In its “Cybernetic Hypothesis,” the collective Tiqqun ([2001] 2009), which was highly influenced by Bataille, among others, calls for “interference,” “haze,” or “fog” as the “prime vector of revolt.” Tiqqun prophetically saw opacity as a means to challenge the political project of cybernetics and “the tyranny of transparency which control imposes.” Tiqqun itself, which published between 1999 and 2001, opted for collective anonymity and distributed authorial agency over individual publicity. After its dissolution, some members went on to write and work under the equally anonymous Invisible Committee. (In fact, though the Invisible Committee chose to operate under the auspices of opacity, the arrest of some of its members in 2008 under the charge of domestic terrorism quickly placed them under an unwelcome spotlight.[2])
While we may or may not align with the animating philosophies behind these experimental secret societies and anonymous collectives, and we have to take into account the very different historical conditions within which each existed, it is important to recognize the way in which opacity provides cover in order to share scholarship, theories, and revolutionary politics, in ways that avoid certain traps of incorporation, traditional understandings of authorship (and ownership), and/or the surveillant capacities of the state.
While these projects could be accused of eccentric whimsy, their (serious) play with opacity, with making ethical decisions about what and when to share, what and when to hold back, has resonance for anyone working in the neoliberal, audit culture of the contemporary university (I am particularly thinking of the U.K. context, but the experiences will be familiar to academics elsewhere, to a greater or lesser extent).
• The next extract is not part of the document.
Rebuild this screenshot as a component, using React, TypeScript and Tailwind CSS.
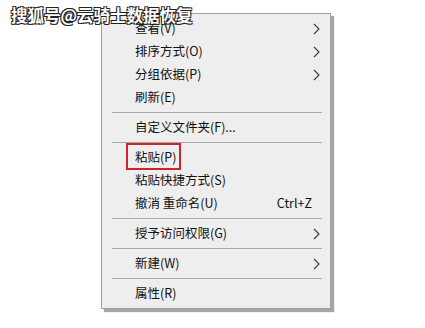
import React from 'react';

type Entry =
  | { kind: 'item'; label: string; sub?: boolean; shortcut?: string; marked?: boolean }
  | { kind: 'sep' };

const entries: Entry[] = [
  { kind: 'item', label: '查看(V)', sub: true },
  { kind: 'item', label: '排序方式(O)', sub: true },
  { kind: 'item', label: '分组依据(P)', sub: true },
  { kind: 'item', label: '刷新(E)' },
  { kind: 'sep' },
  { kind: 'item', label: '自定义文件夹(F)...' },
  { kind: 'sep' },
  { kind: 'item', label: '粘贴(P)', marked: true },
  { kind: 'item', label: '粘贴快捷方式(S)' },
  { kind: 'item', label: '撤消 重命名(U)', shortcut: 'Ctrl+Z' },
  { kind: 'sep' },
  { kind: 'item', label: '授予访问权限(G)', sub: true },
  { kind: 'sep' },
  { kind: 'item', label: '新建(W)', sub: true },
  { kind: 'sep' },
  { kind: 'item', label: '属性(R)' },
];

const Chevron = () => (
  <svg width="7" height="12" viewBox="0 0 7 12" className="block">
    <polyline points="1,1 6,6 1,11" fill="none" stroke="#3a3a3a" strokeWidth="1.1" />
  </svg>
);

export default function App() {
  return (
    <div
      className="relative w-[425px] h-[328px] overflow-hidden bg-white pl-[101px] pt-[13px]"
      style={{ fontFamily: '"Noto Sans CJK SC", "Noto Sans", sans-serif' }}
    >
      <div className="w-[230px] bg-[#eeeeee] border border-[#a0a0a0] py-[3px] shadow-[3px_3px_1px_rgba(0,0,0,0.35)]">
        {entries.map((e, i) =>
          e.kind === 'sep' ? (
            <div key={i} className="h-[7px] flex items-center pl-[10px] pr-[8px]">
              <div className="h-px w-full bg-[#a8a8a8]" />
            </div>
          ) : (
            <div key={i} className="relative h-[23px] flex items-center pl-[33px] pr-[10px] text-[12.5px] text-[#111]">
              <span className="flex-1 leading-none">{e.label}</span>
              {e.shortcut && <span className="leading-none mr-[8px]">{e.shortcut}</span>}
              {e.sub && (
                <span>
                  <Chevron />
                </span>
              )}
              {e.marked && (
                <div className="absolute left-[24px] top-[-3px] w-[55px] h-[27px] border-2 border-[#d3232a]" />
              )}
            </div>
          )
        )}
      </div>
      <div className="absolute left-[11px] top-[5px] text-[16.5px] font-bold leading-[20px] text-white [text-shadow:1px_1px_0_#222,-1px_-1px_0_#222,1px_-1px_0_#222,-1px_1px_0_#222]">
        搜狐号@云骑士数据恢复
      </div>
    </div>
  );
}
The institutional experience of the modern British academic includes logging and tracking time through the Transparent Approach to Costing (TRAC) Time Allocation Survey (TAS); having annual performance reviews in which one’s output is accounted for and goals set; having lectures recorded by Lecture Capture; having student feedback aggregated and collated; being assessed in the National Student Survey; having one’s institution ranked in various league tables; and, most notoriously, being subject to the auditing practices of the Research Excellence Framework and, now, the Teaching Excellence Framework. Obviously, the rise of audit culture in British universities is not a neutral process but has accompanied “the transformation of the traditional liberal and Enlightenment idea of the university as a place of higher learning into the modern idea of the university as corporate enterprise whose primary concern is with market share, servicing the needs of commerce, maximizing economic return and investment, and gaining competitive advantage in the ‘Global Knowledge Economy’” (Shore 2008, 282). In constantly reminding ourselves of this manifestation of neoliberalism, it becomes clear that our acquiescence to these processes of audit is a political matter.
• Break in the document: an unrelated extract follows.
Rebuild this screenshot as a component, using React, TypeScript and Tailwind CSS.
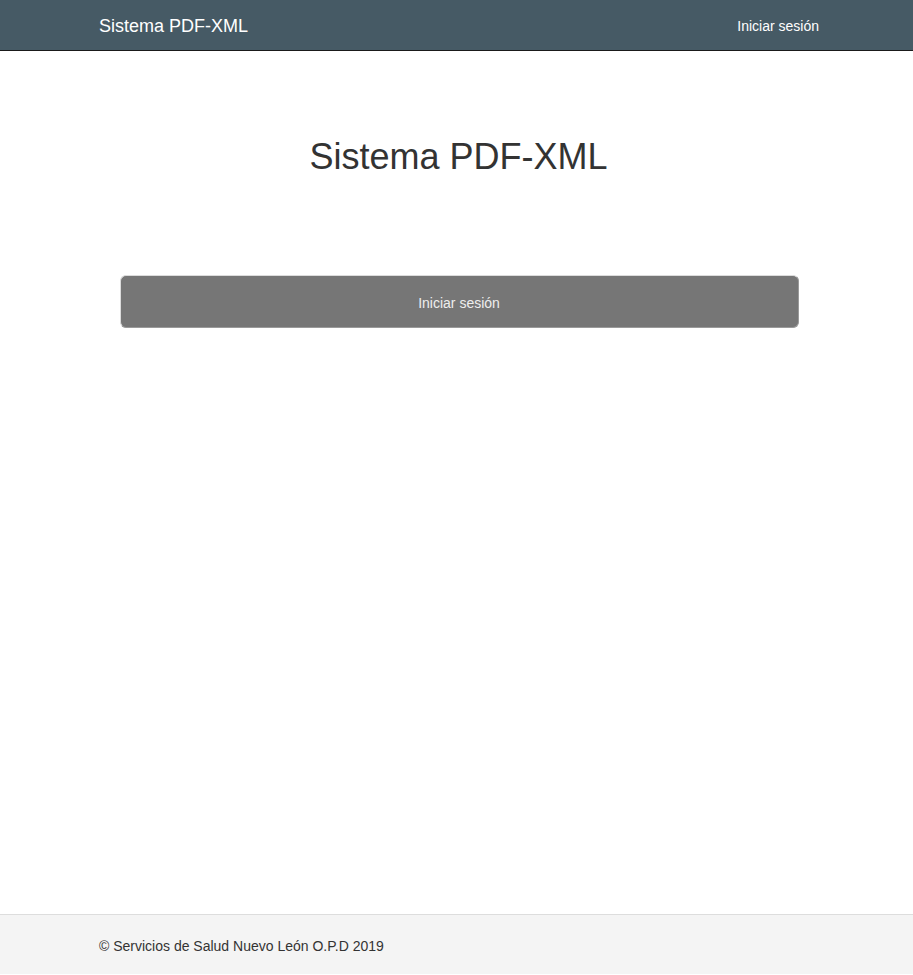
import React from "react";

export default function App() {
  return (
    <div className="min-h-[975px] flex flex-col bg-white text-[#333]" style={{ fontFamily: '"Liberation Sans", Arial, sans-serif' }}>
      <nav className="h-[51px] bg-[#465a65] border-b border-[#1a1a1a]">
        <div className="h-[50px] flex items-center justify-between pl-[99px] pr-[94px] pt-px">
          <span className="text-[18px] text-white leading-[20px]">Sistema PDF-XML</span>
          <span className="text-[14px] text-white leading-[20px]">Iniciar sesión</span>
        </div>
      </nav>
      <main className="flex-1 flex flex-col items-center pl-[4px]">
        <h1 className="mt-[86px] text-[36px] leading-[40px] font-normal text-[#333]">Sistema PDF-XML</h1>
        <button className="mt-[98px] w-[679px] h-[53px] ml-[1px] pt-[4px] rounded-[6px] bg-[#767676] border border-t-[#dcdcdc] border-l-[#dcdcdc] border-r-[#9a9a9a] border-b-[#9a9a9a] text-[14px] text-[#eeeeee]">
          Iniciar sesión
        </button>
      </main>
      <footer className="h-[60px] mb-px bg-[#f4f4f4] border-t border-[#dddddd] flex items-center pl-[99px] pt-[3px]">
        <span className="text-[14px] text-[#333]">© Servicios de Salud Nuevo León O.P.D 2019</span>
      </footer>
    </div>
  );
}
Sara Ahmed (2010) writes about her experience of this culture and the resulting necessity of knowing when to keep silent and when to keep certain things out of sight. In circumstances when speaking and revealing can be co-opted by empty rhetoric rather than ethics, silence and obfuscation are strategies of resistance and displays of resilience. To illustrate, she recalls her involvement with producing a race equality action plan for her university at the behest of the Race Relations Amendment Act of 2001. Though she took great care to avoid writing a “happy diversity document” (xviii) and, rather, foregrounded whiteness as institutional, because the document was deemed “excellent,” the vice-chancellor interpreted this as meaning the university was succeeding in terms of racial equality. She reminds us that “documents that aim to reveal can be used to conceal what they reveal” (xviii). Consequently, Ahmed invokes the figure of the secretary to symbolize the need for discretion and secretion:
[A] secretary is one who is entrusted with secrets. Sometimes we need to keep the secrets and be worth this trust. Sometimes we need not to keep the secrets with which we are entrusted even if this means we become untrustworthy. What we do with what we are entrusted—whether we speak or keep silent—remains an important question. (xx)
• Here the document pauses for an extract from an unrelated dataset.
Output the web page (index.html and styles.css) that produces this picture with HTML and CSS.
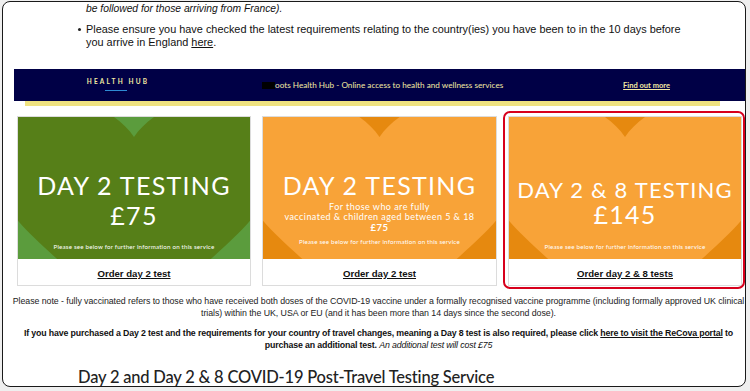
FILE: index.html
```html
<!DOCTYPE html>
<html lang="en">
<head>
  <meta charset="UTF-8" />
  <title>Day 2 and Day 2 &amp; 8 Testing</title>
  <link rel="stylesheet" href="styles.css">
</head>
<body>
  <div class="frame">
    <div class="intro">
      <p class="cut"><em>be followed for those arriving from France).</em></p>
      <ul>
        <li>Please ensure you have checked the latest requirements relating to the country(ies) you have been to in the 10 days before you arrive in England <a href="#">here</a>.</li>
      </ul>
    </div>

    <div class="hub">
      <div class="hub-brand">
        <span>HEALTH HUB</span>
      </div>
      <div class="hub-text"><span class="redact"></span>oots Health Hub - Online access to health and wellness services</div>
      <a class="hub-link" href="#">Find out more</a>
    </div>
    <div class="hub-strip"></div>

    <div class="cards">
      <div class="card">
        <div class="card-img green">
          <svg class="heart" viewBox="0 0 234 142" preserveAspectRatio="none">
            <rect width="234" height="142" class="bg" />
            <path class="fg" d="M117,20 C100,-5 60,-25 20,-15 C-8,-10 -25,40 -20,70 C-15,95 20,125 60,160 L117,200 L174,160 C214,125 249,95 254,70 C259,40 242,-10 214,-15 C174,-25 134,-5 117,20 Z" />
          </svg>
          <div class="card-copy one">
            <div class="big">DAY 2 TESTING</div>
            <div class="big">£75</div>
            <div class="tiny">Please see below for further information on this service</div>
          </div>
        </div>
        <div class="card-link"><a href="#">Order day 2 test</a></div>
      </div>

      <div class="card">
        <div class="card-img orange">
          <svg class="heart" viewBox="0 0 234 142" preserveAspectRatio="none">
            <rect width="234" height="142" class="bg" />
            <path class="fg" d="M117,20 C100,-5 60,-25 20,-15 C-8,-10 -25,40 -20,70 C-15,95 20,125 60,160 L117,200 L174,160 C214,125 249,95 254,70 C259,40 242,-10 214,-15 C174,-25 134,-5 117,20 Z" />
          </svg>
          <div class="card-copy two">
            <div class="big">DAY 2 TESTING</div>
            <div class="sub">For those who are fully<br>vaccinated &amp; children aged between 5 &amp; 18</div>
            <div class="sub price">£75</div>
            <div class="tiny">Please see below for further information on this service</div>
          </div>
        </div>
        <div class="card-link"><a href="#">Order day 2 test</a></div>
      </div>

      <div class="card picked">
        <div class="card-img orange">
          <svg class="heart" viewBox="0 0 234 142" preserveAspectRatio="none">
            <rect width="234" height="142" class="bg" />
            <path class="fg" d="M117,20 C100,-5 60,-25 20,-15 C-8,-10 -25,40 -20,70 C-15,95 20,125 60,160 L117,200 L174,160 C214,125 249,95 254,70 C259,40 242,-10 214,-15 C174,-25 134,-5 117,20 Z" />
          </svg>
          <div class="card-copy three">
            <div class="big mid">DAY 2 &amp; 8 TESTING</div>
            <div class="big cost">£145</div>
            <div class="tiny">Please see below for further information on this service</div>
          </div>
        </div>
        <div class="card-link"><a href="#">Order day 2 &amp; 8 tests</a></div>
      </div>
    </div>

    <p class="note">Please note - fully vaccinated refers to those who have received both doses of the COVID-19 vaccine under a formally recognised vaccine programme (including formally approved UK clinical trials) within the UK, USA or EU (and it has been more than 14 days since the second dose).</p>

    <p class="note strong">If you have purchased a Day 2 test and the requirements for your country of travel changes, meaning a Day 8 test is also required, please click <a href="#">here to visit the ReCova portal</a> to purchase an additional test. <em>An additional test will cost £75</em></p>

    <h2 class="title">Day 2 and Day 2 &amp; 8 COVID-19 Post-Travel Testing Service</h2>
  </div>
</body>
</html>
```

FILE: styles.css
```css
html {
  background: #efefef;
}

body {
  margin: 0;
  font-family: Arial, "Liberation Sans", sans-serif;
  color: #111;
}

a {
  color: inherit;
}

.frame {
  margin: 1px 4px 0 2px;
  height: 386px;
  box-sizing: border-box;
  border: 1.5px solid #1a1a1a;
  border-radius: 8px;
  background: #fff;
  overflow: hidden;
}

.intro {
  padding-left: 83px;
  font-size: 10.9px;
  line-height: 13px;
}

.intro p {
  margin: 0;
  font-size: 10.3px;
}

.intro ul {
  margin: 8px 0 0;
  padding-left: 0;
  list-style: none;
}

.intro li {
  position: relative;
  padding-right: 56px;
}

.intro li::before {
  content: "";
  position: absolute;
  left: -8px;
  top: 5px;
  width: 3px;
  height: 3px;
  border-radius: 50%;
  background: #222;
}

/* health hub banner */
.hub {
  margin: 20px 0 0 11px;
  height: 32px;
  background: #000046;
  display: flex;
  align-items: center;
  color: #f3e9a2;
  font-family: Lato, "Liberation Sans", sans-serif;
}

.hub-brand {
  width: 208px;
  text-align: center;
  font-size: 6.5px;
  font-weight: bold;
  letter-spacing: 2.2px;
  margin-top: -8px;
}

.hub-brand span {
  display: inline-block;
  position: relative;
}

.hub-brand span::after {
  content: "";
  position: absolute;
  left: 18px;
  top: 12px;
  width: 22px;
  height: 1px;
  background: #2e8bd4;
}

.hub-text {
  margin-left: 40px;
  font-size: 8.2px;
  display: flex;
  align-items: center;
}

.redact {
  display: inline-block;
  width: 13px;
  height: 7px;
  background: #000;
}

.hub-link {
  margin-left: auto;
  margin-right: 75px;
  font-size: 7.5px;
  font-weight: bold;
  color: #f3e9a2;
}

.hub-strip {
  margin: 0 25px 0 22px;
  height: 5px;
  background: #efe281;
}

/* cards */
.cards {
  display: grid;
  grid-template-columns: 234px 235px 234px;
  column-gap: 11px;
  margin: 10px 0 0 14px;
}

.card {
  border: 1px solid #dcdcdc;
  position: relative;
}

.card.picked::after {
  content: "";
  position: absolute;
  left: -6px;
  top: -6px;
  right: -4px;
  bottom: -4px;
  border: 2px solid #d7001c;
  border-radius: 7px;
}

.card-img {
  position: relative;
  height: 142px;
  overflow: hidden;
  color: #fff;
  font-family: Lato, "Liberation Sans", sans-serif;
}

.heart {
  position: absolute;
  left: 0;
  top: 0;
  width: 100%;
  height: 100%;
}

.green .bg { fill: #5b9c3d; }
.green .fg { fill: #567f18; }
.orange .bg { fill: #e6890f; }
.orange .fg { fill: #f8a338; }

.card-copy {
  position: relative;
  height: 100%;
  display: flex;
  flex-direction: column;
  align-items: center;
  box-sizing: border-box;
  text-align: center;
  white-space: nowrap;
}

.big {
  font-size: 25px;
  line-height: 30px;
  letter-spacing: 1.3px;
}

.tiny {
  margin-top: auto;
  margin-bottom: 9px;
  font-size: 6.2px;
  letter-spacing: 0.2px;
}

.card-copy.one {
  padding-top: 53px;
}

.card-copy.two {
  padding-top: 55px;
}

.card-copy.two .big {
  line-height: 27px;
}

.card-copy.three {
  padding-top: 61px;
}

.big.mid {
  font-size: 22px;
  line-height: 23px;
  letter-spacing: 1.2px;
}

.big.cost {
  font-size: 25px;
  line-height: 26px;
}

.sub {
  font-size: 9px;
  line-height: 10px;
  letter-spacing: 0.45px;
  margin-top: 3px;
}

.sub.price {
  font-weight: bold;
  font-size: 9.5px;
  margin-top: 1px;
}

.card-copy.two .tiny {
  margin-top: 5px;
}

.card-link {
  height: 26px;
  display: flex;
  align-items: center;
  justify-content: center;
  padding-top: 3px;
  box-sizing: border-box;
  font-size: 9.6px;
  font-weight: bold;
}

/* notes */
.note {
  margin: 9px 0 0 9px;
  font-size: 8.8px;
  line-height: 12px;
  letter-spacing: -0.05px;
  text-align: center;
  color: #222;
}

.note.strong {
  margin-top: 8px;
  font-weight: bold;
  letter-spacing: -0.15px;
  color: #111;
}

.note.strong em {
  font-weight: normal;
}

.title {
  margin: 16px 0 0 75px;
  font-family: Lato, "Liberation Sans", sans-serif;
  font-size: 16.5px;
  font-weight: 500;
  letter-spacing: -0.2px;
  color: #222;
}
```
The secretary, therefore, is a model for anyone who sees himself or herself as having to make a decision about when sharing in institutional settings reinforces a politics that does not offer an equitable distribution of the sensible. Sharing, that is, suggests equitability and democratization, but shares are not equally distributed in shareveillance, and access to data is compromised by certain conditions of access and the necessity for mediation or translation. At times, we will need to demand meaningful, contextualized transparency about auditing measures carried out under the guise of progressive transparency. At others, we may need to employ collective withdrawal from a dispositif that binds us. A right to opacity means, here, the right to refrain from sharing in, and being understood according to, a distribution we may not support.
Alongside adopting a radical approach to open access, experimenting with opacity as a means to share ideas, and employing politicized discretion in the institutional setting of the university, what else can academics do to “cut well”: deciding when, where, and how to share; when to be guided by an ethic of openness; and when to affirm a right to opacity even in the act of research and analysis? At various points, this could include any of the following: not placing too much faith in revelation or exposé alone; contextualizing and problematizing invocations of openness and transparency; intervening in, rather than accepting, dominant conditions of visibility; or pushing beyond ideology critique, or what Eve Kosofsky Sedgwick (2003) famously called “paranoid reading,” while still being attuned to the opaque operations and erasures of discursive power.
In this reattunement of our scholarship and practice, and the echoes it can have beyond the university, closure can be reimagined as a productive opacity, and sharing can be repoliticized through understanding it as a series of decisions and cuts. In a conjuncture that places a premium on the knowability and surveillability of subjects, in which everyone must share his or her data, come forth and be understood as data, these experiments and imaginative cuts become ethical, political acts.